Existe un dicho popular que reza: "El sentido común es el menos común de los sentidos", y en honor a la verdad, muchas veces es así; el sentido común, en ocasiones, falla.
Veamos, en primer lugar, qué es aplicar el sentido común. La aplicación del sentido común no es más que interpretar lo que nos dice el común denominador de las personas. Por supuesto, no existe ninguna forma de comprobar empíricamente lo que piensan, en promedio todas las personas, y además no estamos tratando una ciencia exacta, pero si podemos encontrar una respuesta satisfactoria aplicando la lógica, que según la Real Academia Española significa: “Todo aquello que es consecuencia de lo natural y legítimo”.

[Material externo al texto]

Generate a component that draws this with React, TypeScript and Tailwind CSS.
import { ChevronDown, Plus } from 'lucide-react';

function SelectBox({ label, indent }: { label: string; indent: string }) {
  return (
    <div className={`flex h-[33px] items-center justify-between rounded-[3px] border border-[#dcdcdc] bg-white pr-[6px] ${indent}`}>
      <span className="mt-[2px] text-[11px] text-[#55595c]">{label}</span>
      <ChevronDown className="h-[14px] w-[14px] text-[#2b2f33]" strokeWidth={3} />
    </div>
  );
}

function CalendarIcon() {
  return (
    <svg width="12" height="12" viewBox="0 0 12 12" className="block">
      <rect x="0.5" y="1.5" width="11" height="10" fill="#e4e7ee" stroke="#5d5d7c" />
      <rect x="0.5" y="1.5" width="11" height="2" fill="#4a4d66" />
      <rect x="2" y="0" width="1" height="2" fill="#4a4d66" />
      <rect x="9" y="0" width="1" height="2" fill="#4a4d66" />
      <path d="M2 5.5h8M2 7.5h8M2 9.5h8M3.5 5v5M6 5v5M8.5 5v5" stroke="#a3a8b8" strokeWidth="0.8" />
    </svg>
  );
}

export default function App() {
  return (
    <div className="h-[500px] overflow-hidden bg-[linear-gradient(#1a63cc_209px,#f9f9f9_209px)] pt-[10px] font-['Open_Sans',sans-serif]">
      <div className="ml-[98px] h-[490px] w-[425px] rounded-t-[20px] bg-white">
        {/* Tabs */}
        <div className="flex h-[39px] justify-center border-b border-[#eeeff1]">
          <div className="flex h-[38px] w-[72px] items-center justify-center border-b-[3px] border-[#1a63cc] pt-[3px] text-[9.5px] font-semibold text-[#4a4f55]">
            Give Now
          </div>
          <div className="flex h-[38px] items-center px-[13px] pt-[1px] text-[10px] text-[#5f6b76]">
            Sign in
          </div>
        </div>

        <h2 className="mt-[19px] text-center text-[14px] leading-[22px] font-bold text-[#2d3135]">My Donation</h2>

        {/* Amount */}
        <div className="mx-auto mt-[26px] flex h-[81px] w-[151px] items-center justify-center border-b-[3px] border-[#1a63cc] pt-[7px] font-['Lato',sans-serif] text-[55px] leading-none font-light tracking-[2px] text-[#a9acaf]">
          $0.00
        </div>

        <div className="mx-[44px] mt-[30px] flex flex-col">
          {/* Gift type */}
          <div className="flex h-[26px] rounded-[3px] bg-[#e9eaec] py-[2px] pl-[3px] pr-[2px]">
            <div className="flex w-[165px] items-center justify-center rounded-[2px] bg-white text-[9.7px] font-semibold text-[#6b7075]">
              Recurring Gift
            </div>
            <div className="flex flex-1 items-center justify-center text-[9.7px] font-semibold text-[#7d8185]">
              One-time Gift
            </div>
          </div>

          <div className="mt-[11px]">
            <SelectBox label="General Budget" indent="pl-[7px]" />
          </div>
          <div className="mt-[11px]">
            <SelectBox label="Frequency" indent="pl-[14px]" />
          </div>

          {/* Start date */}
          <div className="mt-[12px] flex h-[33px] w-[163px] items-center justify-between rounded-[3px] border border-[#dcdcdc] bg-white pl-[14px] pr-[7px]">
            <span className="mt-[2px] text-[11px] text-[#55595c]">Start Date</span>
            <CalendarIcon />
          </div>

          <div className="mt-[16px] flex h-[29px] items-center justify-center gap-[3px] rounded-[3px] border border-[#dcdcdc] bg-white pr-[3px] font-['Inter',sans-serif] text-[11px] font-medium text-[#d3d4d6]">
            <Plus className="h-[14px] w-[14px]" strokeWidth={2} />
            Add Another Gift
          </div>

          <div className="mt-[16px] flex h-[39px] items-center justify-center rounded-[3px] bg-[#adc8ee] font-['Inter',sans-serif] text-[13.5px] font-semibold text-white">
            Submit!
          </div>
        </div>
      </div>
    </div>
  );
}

Voy a citar tres situaciones en las que apliqué el sentido común y ocurrió todo lo contrario.
La primera vez fue cuando después de haber padecido el desastroso gobierno peronista de 1973 a 1976, estaba convencido de que el peronismo se extinguiría. No solo no fue así, sino que además en las elecciones de 1983, de no haber sido por Herminio Iglesias, los peronistas hubiesen sido gobierno nuevamente. De hecho, desde entonces a la fecha fueron los justicialistas quienes más tiempo gobernaron. Evidentemente, me equivoqué.
La segunda ocasión fue cuando el 9 de noviembre de 1989 cayó el Muro de Berlín y posteriormente la ex Unión Soviética se disolvió quedando al desnudo el rotundo fracaso del comunismo. Realmente pensé que ya no habríamos de padecer ningún tipo de dictadura de izquierda. Obviamente, esto no solo no ocurrió, sino que además, todavía hoy existen defensores del comunismo por más que este haya fracasado sistemáticamente en todos los países donde se implementó.

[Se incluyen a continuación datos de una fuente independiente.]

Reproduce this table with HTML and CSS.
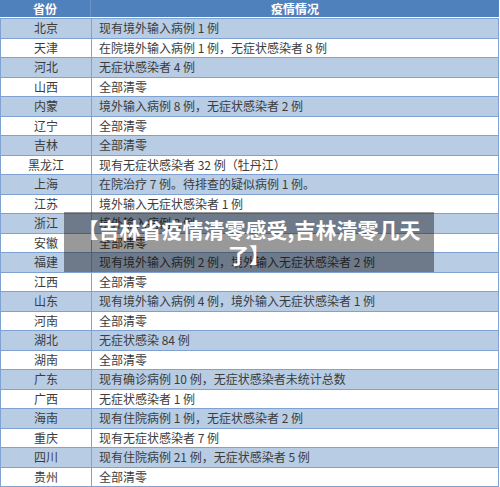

Y la tercera vez fue cuando después de la crisis de 2001 la gente echó al gobierno de De La Rúa. Esa vez pensé que por fin habíamos madurado como pueblo, pero que además, los políticos habían aprendido la lección y que, a partir de ahí iban a gobernar de manera eficaz, mancomunada pero, principalmente, de forma honesta. No creo que sea necesario aclarar que también me equivoqué de lleno, ya que no solo quedó demostrado que los que vinieron luego fueron no solo los peores de la historia, sino también los más corruptos, superando ampliamente al menemismo.
Evidentemente, el sentido común —por lo menos a mí— me sigue traicionando. Esta vez la decepción fue con el papa Francisco.
Creí, como la inmensa mayoría de los argentinos —por no decir casi todos— que la designación del cardenal Bergoglio como máximo representante del catolicismo nos iba a favorecer, pero no es así.
No vale la pena enumerar la extensa lista de personajes que el papa recibió con una amplia sonrisa y el evidente desagrado con el Presidente Macri, pero si merece un comentario lo ocurrido con la reciente vista al Vaticano de Hebe de Bonafini.
Bonafini dijo, tras la reunión en Santa Marta, que le comentó al papa, entre otras cosas, que ninguno de los planes de Cristina Kirchner siguen adelante, que no hay ayuda a las embarazadas y que cerraron los comedores para pobres, además de decir que en cinco meses se perdió todo lo logrado en doce años de gobierno kirchnerista. Era de esperar que Hebe diga eso, y más, pero lo que es verdaderamente inadmisible es que la titular de Madres de Plaza de Mayo pudo decir lo que dijo gracias a que Francisco le haya armado un escenario, una plataforma internacional para que hablara y dijera todas estas infamias.
Pero la inentendible actitud de Bergoglio no termina aquí. Hace unas semanas tuvo un encuentro con las principales autoridades del Consejo Episcopal Latinoamericano, donde dijo que Argentina está en una situación parecida a Venezuela.
Si el papa cree que realmente la situación de Argentina es similar a la de Venezuela, o está empezando a padecer demencia senil o procede de muy mala fe, y si piensa que diciendo eso daña a Macri, está muy equivocado; daña terriblemente al país, no al gobierno de Cambiemos.
Evidentemente, la actitud del papa no condice con el sentido común, o por lo menos con lo que pensamos la inmensa mayoría de los argentinos, salvo los kirchneristas.